Further observation - adding snow cover does little to improve predictions over the whole time course, but is a bit more use in recent years. That's consistent with the idea that snow cover matters more when the ice pack as a whole is thinner and has less thermal inertia.
It would be interesting to look at extent as an individual variable - is it better or worse than area? Snow as a single variable is unlikely to be much use :-)
For completeness' sake, the other permutations of the two-variable models might be fun to look at. Formally, there are another 5 pairs that could be checked, namely extent+area, extent+snow, extent+time or area+time.
Similarly, there are two more three-variable models: snow+extent+time, and area+extent+time, both of which I suspect would be worse; and a four-variable model which would likely be slightly better, but which will fit an elephant if you want it to :-)
I've added some of these permutations to the table :
1979 - 2017 1992 - 2018
Adjusted SD Adjusted SD
k=2 (one variable) :
Time 543 542
Area 420 396
Snow 711 617
Extent 502 522
k=3 (two variables) :
snow+area 415 375
area+time 422 379
snow+extent 495 466
k=4 (three variables) :
snow+area+extent 413 378
snow+area+time 419 367
k=5 (four variables) :
snow+area+extent+time 415 359
Conclusions from these added combinations :
1) 'Extent' is not really a good predictor. 'Area' is much better, as was already noted in the post by Bill Fothergill :
http://neven1.typepad.com/blog/2013/06/problematic-predictions.htmlThe only reason I included 'extent' in my formula was that (extent - area) seemed to be a good metric for "water that is very close to ice", which I thought may have a physical meaning as an area that would more efficiently turn solar heat into melting ice.
Now there is some correlation with that, but these experiments show that it's basically 'noise' as well (see the "snow+area+extent" line versus the simpler "snow+area" line).
2) Snowcover in June by itself is a terrible predictor of Sept SIE, but that is explainable : snow cover does not 'know' the June state of the ice pack.

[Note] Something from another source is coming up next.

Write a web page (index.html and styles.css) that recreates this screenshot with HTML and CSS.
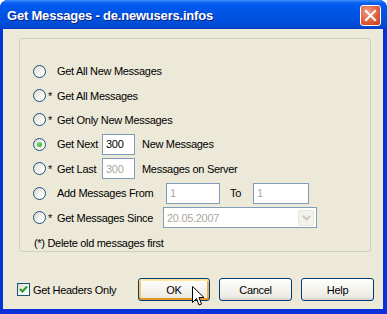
FILE: index.html
```html
<!DOCTYPE html>
<html lang="en">
<head>
    <meta charset="UTF-8">
    <title>Get Messages - de.newusers.infos</title>
    <link rel="stylesheet" href="styles.css">
</head>
<body>
    <div class="window">
        <div class="titlebar">
            <span class="title">Get Messages - de.newusers.infos</span>
            <button class="close-btn" aria-label="Close">
                <svg width="13" height="13" viewBox="0 0 13 13">
                    <path d="M2 2 L11 11 M11 2 L2 11" stroke="#fff" stroke-width="2.2" stroke-linecap="square"/>
                </svg>
            </button>
        </div>
        <div class="client">
            <div class="groupbox">
                <div class="row">
                    <span class="radio"></span>
                    <span class="star"></span>
                    <span>Get All New Messages</span>
                </div>
                <div class="row">
                    <span class="radio"></span>
                    <span class="star">*</span>
                    <span>Get All Messages</span>
                </div>
                <div class="row">
                    <span class="radio"></span>
                    <span class="star">*</span>
                    <span>Get Only New Messages</span>
                </div>
                <div class="row">
                    <span class="radio checked"></span>
                    <span class="star"></span>
                    <span class="label-short">Get Next</span>
                    <span class="edit edit-num">300</span>
                    <span class="after">New Messages</span>
                </div>
                <div class="row">
                    <span class="radio"></span>
                    <span class="star">*</span>
                    <span class="label-short">Get Last</span>
                    <span class="edit edit-num disabled">300</span>
                    <span class="after">Messages on Server</span>
                </div>
                <div class="row">
                    <span class="radio"></span>
                    <span class="star"></span>
                    <span class="label-from">Add Messages From</span>
                    <span class="edit edit-from disabled">1</span>
                    <span class="label-to">To</span>
                    <span class="edit edit-to disabled">1</span>
                </div>
                <div class="row">
                    <span class="radio"></span>
                    <span class="star">*</span>
                    <span class="label-since">Get Messages Since</span>
                    <span class="edit combo disabled">
                        <span class="combo-text">20.05.2007</span>
                        <span class="combo-btn">
                            <svg width="9" height="6" viewBox="0 0 9 6">
                                <path d="M1 1 L4.5 4.5 L8 1" fill="none" stroke="#C9C7BA" stroke-width="2"/>
                            </svg>
                        </span>
                    </span>
                </div>
                <div class="note">(*) Delete old messages first</div>
            </div>
            <div class="footer">
                <label class="check-label">
                    <span class="checkbox">
                        <svg width="9" height="9" viewBox="0 0 9 9">
                            <path d="M1 4 L3.5 6.5 L8 1.5" fill="none" stroke="#21A121" stroke-width="2"/>
                        </svg>
                    </span>
                    Get Headers Only
                </label>
                <div class="buttons">
                    <button class="btn default">OK</button>
                    <button class="btn">Cancel</button>
                    <button class="btn">Help</button>
                </div>
            </div>
        </div>
        <svg class="cursor" width="13" height="21" viewBox="0 0 13 21">
            <path d="M0.5 0.5 L0.5 16.5 L4.5 12.5 L7 19 L9.5 18 L7 11.5 L12 11.5 Z" fill="#fff" stroke="#000" stroke-width="1"/>
        </svg>
    </div>
</body>
</html>
```

FILE: styles.css
```css
body {
    margin: 0;
    background: #fff;
    font-family: 'Liberation Sans', Arial, sans-serif;
    font-size: 11px;
    letter-spacing: -0.3px;
    color: #000;
}

.window {
    position: relative;
    width: 387px;
    height: 314px;
    display: flex;
    flex-direction: column;
    background: #0831D9;
    border-radius: 8px 8px 0 0;
    overflow: hidden;
}

.titlebar {
    flex-shrink: 0;
    height: 29px;
    display: flex;
    align-items: center;
    padding: 0 6px 0 7px;
    background: linear-gradient(#3C8FFF 0, #0A5FF0 3px, #0058EE 6px, #0054E3 14px, #0050DC 22px, #0047D0 27px, #0838C8 29px);
}

.title {
    flex: 1;
    color: #fff;
    font-weight: bold;
    font-size: 13px;
    letter-spacing: -0.2px;
    text-shadow: 1px 1px 0 #0A1E80;
    margin-top: 1px;
}

.close-btn {
    width: 21px;
    height: 21px;
    padding: 0;
    margin-top: 1px;
    border: 1px solid #fff;
    border-radius: 3px;
    background: radial-gradient(circle at 35% 30%, #F09A80, #E0603C 55%, #C23A14);
    display: flex;
    align-items: center;
    justify-content: center;
}

.client {
    flex: 1;
    margin: 0 4px 5px 3px;
    background: #ECE9D8;
    display: flex;
    flex-direction: column;
}

.groupbox {
    box-sizing: border-box;
    margin: 9px 12px 0 16px;
    height: 214px;
    border: 1px solid #D0D0BF;
    border-radius: 3px;
    padding: 20px 0 0 13px;
}

.row {
    height: 24.4px;
    display: flex;
    align-items: center;
}

.radio {
    width: 11px;
    height: 11px;
    border: 1px solid #1C5180;
    border-radius: 50%;
    background: linear-gradient(135deg, #DCD8CC, #F6F5F0 55%, #fff);
    display: flex;
    align-items: center;
    justify-content: center;
}

.radio.checked::after {
    content: '';
    width: 5px;
    height: 5px;
    border-radius: 50%;
    background: radial-gradient(circle at 40% 35%, #6CE36C, #21A121);
}

.star {
    width: 9px;
    margin-left: 2px;
}

.label-short {
    width: 45px;
}

.label-from {
    width: 109px;
}

.label-since {
    width: 106px;
}

.label-to {
    width: 23px;
    margin-left: 10px;
}

.after {
    margin-left: 7px;
}

.edit {
    box-sizing: border-box;
    height: 21px;
    border: 1px solid #7F9DB9;
    background: #fff;
    padding-left: 3px;
    display: flex;
    align-items: center;
}

.edit.disabled {
    color: #ACA899;
}

.edit-num {
    width: 33px;
}

.edit-from {
    width: 54px;
}

.edit-to {
    width: 56px;
}

.combo {
    width: 154px;
    padding-right: 2px;
}

.combo-text {
    flex: 1;
}

.combo-btn {
    width: 16px;
    height: 16px;
    box-sizing: border-box;
    border: 1px solid #E8E6DC;
    border-radius: 2px;
    background: #F3F2EC;
    display: flex;
    align-items: center;
    justify-content: center;
}

.note {
    margin: 7px 0 0 1px;
}

.footer {
    display: flex;
    align-items: center;
    justify-content: space-between;
    padding: 26px 9px 0 14px;
}

.check-label {
    display: flex;
    align-items: center;
    gap: 3px;
}

.checkbox {
    width: 11px;
    height: 11px;
    border: 1px solid #1C5180;
    background: linear-gradient(135deg, #DCD8CC, #F6F5F0 55%, #fff);
    display: flex;
    align-items: center;
    justify-content: center;
}

.buttons {
    display: flex;
    gap: 9px;
}

.btn {
    width: 73px;
    height: 23px;
    border: 1px solid #003C74;
    border-radius: 3px;
    background: linear-gradient(#FFFFFF, #F4F3EE 50%, #ECEBE6 85%, #D6D0C5);
    font-family: 'Liberation Sans', Arial, sans-serif;
    font-size: 11px;
    letter-spacing: -0.3px;
    color: #000;
    padding: 0;
}

.btn.default {
    width: 72px;
    box-shadow: inset 0 2px 0 #FFE7A2, inset 0 -2px 0 #E5971F, inset 2px 0 0 #F9C760, inset -2px 0 0 #F0AE45;
}

.cursor {
    position: absolute;
    left: 192px;
    top: 286px;
}
```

To see that it is still useful, let's look at the physics. Since we are calculating how much energy there is in the Arctic system in June, that energy will be melting out ice over the June -> September period. So, we should try to predict the amount of ice that will be melting between June and September.
So let's change the regression formula so that it tries to predict the "June-area minus Sept-extent" variable instead of "Sept-extent" in absolute numbers. Nothing much changed about the regression method itself, since "June-area" is known in June.
When we do that we get these results of the for the individual variables :
1979 - 2017 1992 - 2018
Adjusted SD Adjusted SD
k=2 (one variable) :
Time 421 382
Area 420 396
Snow 426 389
Extent 433 428
This shows that 'Snow cover' even all by itself has pretty good predicting value for estimating how much more ice will melt out between June and September, especially over the 1992 - 2017 period. Only the (unphysical) 'time' variable seems to be better than 'snow cover'...
3) For the fun of it I also included a four-variable formula with "snow+area+extent+time". You can see that it makes things worse for the 1979-2017 period, and better for the 1992-2017 period.
With the increased risk that we are fitting an elephant here
Overall, I really like the simplicity (only 2 variables) and performance of the "snow+area" formula.
And it makes perfect physical sense as well : "snow+area" is how "white" the Arctic is in June.
The adjusted SD of 375 k km
2 is excellent, and beats most prediction methods in the SIPN. So I think I'm going to switch over to that simple "snow+area" model in my future predictions.
P.S. Almost all of these regression formulas end up projecting into the 4.8 - 5.2 range for Sept 2018 SIE.